What you need to do:
Give only a count of the lines that include the string "screenshot".
═════ Listed records ═════
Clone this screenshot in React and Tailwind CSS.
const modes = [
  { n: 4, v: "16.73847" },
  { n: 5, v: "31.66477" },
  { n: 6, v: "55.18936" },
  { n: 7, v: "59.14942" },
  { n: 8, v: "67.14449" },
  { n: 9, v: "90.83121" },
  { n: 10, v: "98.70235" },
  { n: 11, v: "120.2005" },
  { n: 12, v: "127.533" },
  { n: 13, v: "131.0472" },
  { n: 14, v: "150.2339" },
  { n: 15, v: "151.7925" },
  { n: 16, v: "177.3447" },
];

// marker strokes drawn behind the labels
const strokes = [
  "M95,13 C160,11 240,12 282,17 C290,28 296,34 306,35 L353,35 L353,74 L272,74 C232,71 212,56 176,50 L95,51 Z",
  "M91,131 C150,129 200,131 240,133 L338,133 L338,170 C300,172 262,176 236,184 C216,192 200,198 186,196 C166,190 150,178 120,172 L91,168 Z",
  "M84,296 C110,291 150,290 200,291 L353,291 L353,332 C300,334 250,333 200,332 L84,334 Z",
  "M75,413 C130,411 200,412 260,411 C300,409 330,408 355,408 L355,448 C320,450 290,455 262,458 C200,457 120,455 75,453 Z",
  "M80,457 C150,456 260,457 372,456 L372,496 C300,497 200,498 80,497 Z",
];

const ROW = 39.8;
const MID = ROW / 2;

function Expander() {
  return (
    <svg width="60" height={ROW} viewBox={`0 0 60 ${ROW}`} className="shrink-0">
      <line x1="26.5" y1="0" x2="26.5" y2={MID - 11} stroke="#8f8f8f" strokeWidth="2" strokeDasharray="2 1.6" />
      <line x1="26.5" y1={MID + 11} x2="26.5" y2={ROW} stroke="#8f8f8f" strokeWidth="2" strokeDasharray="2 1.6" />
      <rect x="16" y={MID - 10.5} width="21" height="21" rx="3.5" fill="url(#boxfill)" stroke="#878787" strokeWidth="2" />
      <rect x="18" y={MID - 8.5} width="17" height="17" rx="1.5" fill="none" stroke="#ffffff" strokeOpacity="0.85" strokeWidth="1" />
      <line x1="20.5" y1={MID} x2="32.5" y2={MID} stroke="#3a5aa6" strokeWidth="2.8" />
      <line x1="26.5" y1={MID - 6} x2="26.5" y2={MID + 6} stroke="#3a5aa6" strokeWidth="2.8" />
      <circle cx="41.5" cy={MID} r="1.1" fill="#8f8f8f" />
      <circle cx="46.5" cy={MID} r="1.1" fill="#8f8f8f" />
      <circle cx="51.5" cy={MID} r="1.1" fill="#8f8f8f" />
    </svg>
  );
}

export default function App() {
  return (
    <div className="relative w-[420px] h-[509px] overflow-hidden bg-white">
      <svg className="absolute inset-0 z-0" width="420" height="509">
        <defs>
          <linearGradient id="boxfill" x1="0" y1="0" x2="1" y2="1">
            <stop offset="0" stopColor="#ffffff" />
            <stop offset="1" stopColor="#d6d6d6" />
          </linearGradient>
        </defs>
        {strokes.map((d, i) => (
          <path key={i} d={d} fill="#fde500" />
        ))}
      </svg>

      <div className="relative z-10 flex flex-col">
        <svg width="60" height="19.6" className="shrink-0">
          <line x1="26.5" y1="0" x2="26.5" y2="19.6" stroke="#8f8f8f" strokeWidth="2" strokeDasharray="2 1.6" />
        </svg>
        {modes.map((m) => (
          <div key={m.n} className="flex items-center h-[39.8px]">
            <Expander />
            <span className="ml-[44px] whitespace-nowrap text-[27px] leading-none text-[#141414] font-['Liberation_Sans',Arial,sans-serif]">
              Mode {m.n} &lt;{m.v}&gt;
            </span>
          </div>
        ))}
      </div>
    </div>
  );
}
═════
═════ Listed records ═════
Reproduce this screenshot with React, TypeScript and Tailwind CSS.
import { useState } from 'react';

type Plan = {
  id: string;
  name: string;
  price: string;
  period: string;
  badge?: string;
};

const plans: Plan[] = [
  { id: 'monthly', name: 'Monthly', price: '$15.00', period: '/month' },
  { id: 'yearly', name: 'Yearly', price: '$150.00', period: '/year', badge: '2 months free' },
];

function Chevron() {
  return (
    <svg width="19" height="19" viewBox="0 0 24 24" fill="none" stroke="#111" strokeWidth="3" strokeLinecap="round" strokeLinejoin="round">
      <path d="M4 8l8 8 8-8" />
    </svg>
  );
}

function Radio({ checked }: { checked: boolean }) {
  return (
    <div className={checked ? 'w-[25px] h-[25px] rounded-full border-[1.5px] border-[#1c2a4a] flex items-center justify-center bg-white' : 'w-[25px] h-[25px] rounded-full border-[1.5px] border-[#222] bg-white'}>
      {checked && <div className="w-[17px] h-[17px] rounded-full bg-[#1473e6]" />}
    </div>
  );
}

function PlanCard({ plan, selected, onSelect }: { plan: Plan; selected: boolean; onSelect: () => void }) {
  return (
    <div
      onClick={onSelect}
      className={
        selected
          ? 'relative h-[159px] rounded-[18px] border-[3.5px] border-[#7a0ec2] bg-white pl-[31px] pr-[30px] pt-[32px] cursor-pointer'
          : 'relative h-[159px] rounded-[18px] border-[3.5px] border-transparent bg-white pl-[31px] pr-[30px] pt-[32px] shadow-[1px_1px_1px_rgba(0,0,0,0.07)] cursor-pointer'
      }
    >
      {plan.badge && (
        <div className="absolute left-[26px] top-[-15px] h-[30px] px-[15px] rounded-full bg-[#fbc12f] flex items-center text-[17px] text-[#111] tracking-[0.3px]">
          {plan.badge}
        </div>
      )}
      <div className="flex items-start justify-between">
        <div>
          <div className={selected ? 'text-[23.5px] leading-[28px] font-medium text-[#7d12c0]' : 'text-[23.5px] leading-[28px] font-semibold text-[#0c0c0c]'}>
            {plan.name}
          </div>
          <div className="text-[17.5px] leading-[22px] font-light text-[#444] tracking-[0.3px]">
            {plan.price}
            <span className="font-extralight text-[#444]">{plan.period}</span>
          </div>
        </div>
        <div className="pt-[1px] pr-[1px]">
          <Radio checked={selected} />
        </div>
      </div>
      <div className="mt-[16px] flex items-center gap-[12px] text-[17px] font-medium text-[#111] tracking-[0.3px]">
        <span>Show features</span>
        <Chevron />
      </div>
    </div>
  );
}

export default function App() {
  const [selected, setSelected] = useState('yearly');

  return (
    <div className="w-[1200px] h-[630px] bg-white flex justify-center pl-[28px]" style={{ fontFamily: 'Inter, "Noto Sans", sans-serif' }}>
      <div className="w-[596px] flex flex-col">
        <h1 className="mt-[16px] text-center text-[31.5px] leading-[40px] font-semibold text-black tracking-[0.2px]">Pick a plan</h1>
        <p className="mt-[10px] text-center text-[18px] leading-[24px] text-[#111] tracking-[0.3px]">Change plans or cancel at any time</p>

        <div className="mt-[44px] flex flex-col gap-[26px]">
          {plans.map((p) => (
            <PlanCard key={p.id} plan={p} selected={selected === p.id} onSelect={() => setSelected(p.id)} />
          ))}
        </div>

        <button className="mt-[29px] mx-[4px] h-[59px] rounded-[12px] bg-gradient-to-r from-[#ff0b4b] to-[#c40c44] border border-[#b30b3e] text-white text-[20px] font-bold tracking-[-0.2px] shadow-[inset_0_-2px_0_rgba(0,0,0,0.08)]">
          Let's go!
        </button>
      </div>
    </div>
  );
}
═════
Answer below:
2